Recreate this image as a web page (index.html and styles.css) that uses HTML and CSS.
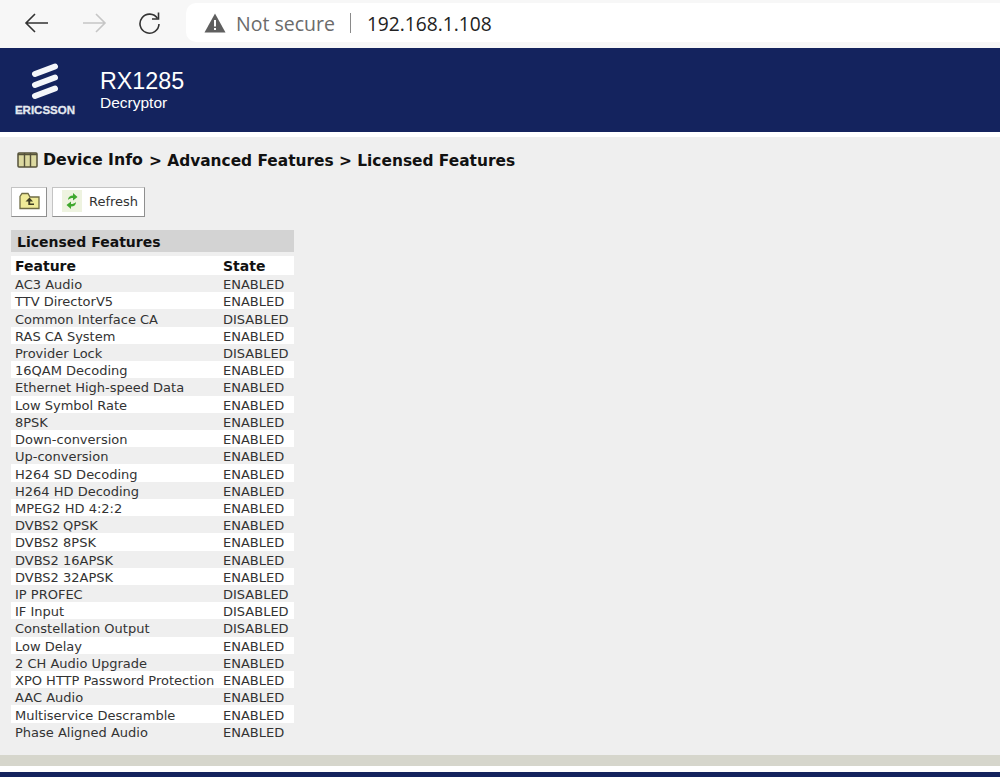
FILE: index.html
```html
<!DOCTYPE html>
<html lang="en">
<head>
<meta charset="utf-8">
<title>RX1285 Decryptor</title>
<link rel="stylesheet" href="styles.css">
</head>
<body>
<div class="chrome">
  <svg class="nav-icon back" width="26" height="24" viewBox="0 0 26 24"><path d="M24 12H2M11 3l-9 9 9 9" fill="none" stroke="#333" stroke-width="1.6"/></svg>
  <svg class="nav-icon forward" width="26" height="24" viewBox="0 0 26 24"><path d="M2 12h21M15 3l9 9-9 9" fill="none" stroke="#c6c6c6" stroke-width="1.6"/></svg>
  <svg class="nav-icon reload" width="24" height="24" viewBox="0 0 24 24"><path d="M19.5 7.500A9.500 9.500 0 1 0 21 13" fill="none" stroke="#333" stroke-width="1.6"/><path d="M20.500 1.500v6.500h-6.500" fill="none" stroke="#333" stroke-width="1.6"/></svg>
  <div class="omnibox">
    <svg class="warn" width="22" height="20" viewBox="0 0 22 20"><path d="M11 0.5L21.5 19.5H0.5Z" fill="#5f5f5f"/><path d="M10 7h2v6.5h-2zM10 15h2v2h-2z" fill="#fff"/></svg>
    <span class="not-secure">Not secure</span>
    <span class="sep"></span>
    <span class="address">192.168.1.108</span>
  </div>
</div>
<header class="banner">
  <div class="logo">
    <svg width="32" height="38" viewBox="0 0 32 38"><g stroke="#f4f6fa" stroke-width="6" stroke-linecap="round"><path d="M6 11L26 3.500"/><path d="M6 22L26 14.500"/><path d="M6 33L26 25.500"/></g></svg>
    <span class="logo-text">ERICSSON</span>
  </div>
  <div class="product">
    <div class="product-name">RX1285</div>
    <div class="product-sub">Decryptor</div>
  </div>
</header>
<main class="content">
  <div class="crumbs">
    <svg class="crumb-icon" width="21" height="16" viewBox="0 0 21 16"><rect x="1" y="1" width="19" height="14" rx="1" fill="#dcd9a0" stroke="#55523a" stroke-width="1.5"/><path d="M7.500 1v14M13.500 1v14" stroke="#55523a" stroke-width="1.4"/><path d="M1 2.500h19" stroke="#55523a" stroke-width="1.5"/></svg>
    <span class="crumb-first">Device Info</span>
    <span class="crumb-rest">&gt; Advanced Features &gt; Licensed Features</span>
  </div>
  <div class="toolbar">
    <button class="tool tool-up" type="button" aria-label="Up">
      <svg width="21" height="18" viewBox="0 0 21 18"><path d="M1 4.500V16.500H20V5H11L9 1.500H3Z" fill="#f0eb98" stroke="#6f6c44" stroke-width="1.300"/><path d="M10.500 5.500L6.500 9.500H9.300V13H15V11.500H11.200V9.500H14Z" fill="#3f3e24"/></svg>
    </button>
    <button class="tool tool-refresh" type="button">
      <span class="refresh-icon"><svg width="14" height="18" viewBox="0 0 14 18"><path d="M3 8C3 5 5 3.500 8 3.500V1L12.500 5 8 8.500V6C6 6 4.500 6.500 3 8Z" fill="#3fa82e"/><path d="M11 10C11 13 9 14.500 6 14.500V17L1.500 13 6 9.500V12C8 12 9.500 11.500 11 10Z" fill="#3fa82e"/></svg></span>
      <span>Refresh</span>
    </button>
  </div>
  <section class="panel">
    <h2 class="panel-title">Licensed Features</h2>
    <table class="features">
      <thead><tr><th class="col-feature">Feature</th><th>State</th></tr></thead>
      <tbody>
        <tr><td>AC3 Audio</td><td>ENABLED</td></tr>
        <tr><td>TTV DirectorV5</td><td>ENABLED</td></tr>
        <tr><td>Common Interface CA</td><td>DISABLED</td></tr>
        <tr><td>RAS CA System</td><td>ENABLED</td></tr>
        <tr><td>Provider Lock</td><td>DISABLED</td></tr>
        <tr><td>16QAM Decoding</td><td>ENABLED</td></tr>
        <tr><td>Ethernet High-speed Data</td><td>ENABLED</td></tr>
        <tr><td>Low Symbol Rate</td><td>ENABLED</td></tr>
        <tr><td>8PSK</td><td>ENABLED</td></tr>
        <tr><td>Down-conversion</td><td>ENABLED</td></tr>
        <tr><td>Up-conversion</td><td>ENABLED</td></tr>
        <tr><td>H264 SD Decoding</td><td>ENABLED</td></tr>
        <tr><td>H264 HD Decoding</td><td>ENABLED</td></tr>
        <tr><td>MPEG2 HD 4:2:2</td><td>ENABLED</td></tr>
        <tr><td>DVBS2 QPSK</td><td>ENABLED</td></tr>
        <tr><td>DVBS2 8PSK</td><td>ENABLED</td></tr>
        <tr><td>DVBS2 16APSK</td><td>ENABLED</td></tr>
        <tr><td>DVBS2 32APSK</td><td>ENABLED</td></tr>
        <tr><td>IP PROFEC</td><td>DISABLED</td></tr>
        <tr><td>IF Input</td><td>DISABLED</td></tr>
        <tr><td>Constellation Output</td><td>DISABLED</td></tr>
        <tr><td>Low Delay</td><td>ENABLED</td></tr>
        <tr><td>2 CH Audio Upgrade</td><td>ENABLED</td></tr>
        <tr><td>XPO HTTP Password Protection</td><td>ENABLED</td></tr>
        <tr><td>AAC Audio</td><td>ENABLED</td></tr>
        <tr><td>Multiservice Descramble</td><td>ENABLED</td></tr>
        <tr><td>Phase Aligned Audio</td><td>ENABLED</td></tr>
      </tbody>
    </table>
  </section>
</main>
<div class="foot-strip"></div>
<div class="foot-gap"></div>
<div class="foot-bar"></div>
</body>
</html>
```
FILE: styles.css
```css
html, body { margin: 0; padding: 0; height: 777px; overflow: hidden; }
body { background: #fff; font-family: "DejaVu Sans", Verdana, sans-serif; color: #333; }

.chrome { height: 48px; background: #f7f7f7; display: flex; align-items: center; box-sizing: border-box; padding-left: 24px; }
.nav-icon { display: block; flex: none; margin-bottom: 2px; }
.forward { margin-left: 31px; }
.reload { margin-left: 31px; }
.omnibox { margin-left: 24px; flex: 1; height: 39px; margin-bottom: 3px; box-sizing: border-box; padding: 1px 0 0 18px; background: #fff; border-radius: 10px 0 0 10px; display: flex; align-items: center; }
.warn { flex: none; }
.not-secure { margin-left: 10px; font-family: "Open Sans", sans-serif; font-size: 19.5px; color: #6b6b6b; }
.sep { width: 1px; height: 20px; background: #8a8a8a; margin: 0 16px 0 15px; }
.address { font-family: "Open Sans", sans-serif; font-size: 19.2px; color: #222; }

.banner { height: 84px; background: #14235e; display: flex; color: #fff; }
.logo { width: 90px; display: flex; flex-direction: column; align-items: center; padding-top: 15px; box-sizing: border-box; }
.logo svg { display: block; }
.logo-text { font-family: "Liberation Sans", Arial, sans-serif; font-weight: 700; font-size: 11.5px; line-height: 14px; margin-top: 2px; color: #e4e8f0; -webkit-text-stroke: 0.3px #e4e8f0; }
.product { margin-left: 10px; padding-top: 19px; font-family: "Liberation Sans", Arial, sans-serif; }
.product-name { font-size: 23.3px; line-height: 28px; }
.product-sub { font-size: 15.5px; line-height: 16px; }

.content { margin-top: 5px; height: 618px; background: #efefef; box-sizing: border-box; padding: 13px 0 0 11px; overflow: hidden; }
.crumbs { display: flex; align-items: center; height: 20px; padding-left: 6px; font-weight: 700; color: #111; }
.crumb-icon { flex: none; margin-right: 5px; }
.crumb-first { font-size: 15.8px; position: relative; top: -1px; margin-right: 6px; }
.crumb-rest { font-size: 15.4px; position: relative; top: 1px; }

.toolbar { display: flex; gap: 5px; margin-top: 17px; }
.tool { height: 30px; background: #fff; border: 1px solid #c4c4c4; border-right-color: #8f8f8f; border-bottom-color: #8f8f8f; padding: 0 0 2px; display: flex; align-items: center; box-sizing: border-box; font-family: inherit; font-size: 13px; color: #333; }
.tool-up { width: 36px; justify-content: center; }
.tool-refresh { width: 93px; padding-left: 9px; }
.refresh-icon { width: 20px; height: 22px; background: #eef3e0; display: flex; align-items: center; justify-content: center; margin-right: 7px; }

.panel { width: 283px; margin-top: 13px; }
.panel-title { margin: 0; height: 22px; box-sizing: border-box; background: #d3d3d3; font-size: 14px; line-height: 24px; padding-left: 6px; color: #111; font-weight: 700; }
.features { border-collapse: collapse; width: 283px; margin-top: 4px; table-layout: fixed; }
.features th, .features td { padding: 0 0 0 4px; text-align: left; white-space: nowrap; }
.features th { font-size: 14px; font-weight: 700; color: #111; background: #fff; height: 17px; line-height: 17px; padding-top: 2px; }
.col-feature { width: 204px; }
.features td { font-size: 13px; height: 15.23px; line-height: 15px; padding-top: 2px; color: #333; }
.features tbody tr:nth-child(even) { background: #fff; }

.foot-strip { height: 11px; background: #d6d6cc; }
.foot-gap { height: 6px; background: #fff; }
.foot-bar { height: 5px; background: #14235e; }
```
────────────────────
= Problem statement =
Return all lines containing "styles".

= The answer =
Recreate this image as a web page (index.html and styles.css) that uses HTML and CSS.
<link rel="stylesheet" href="styles.css">
FILE: styles.css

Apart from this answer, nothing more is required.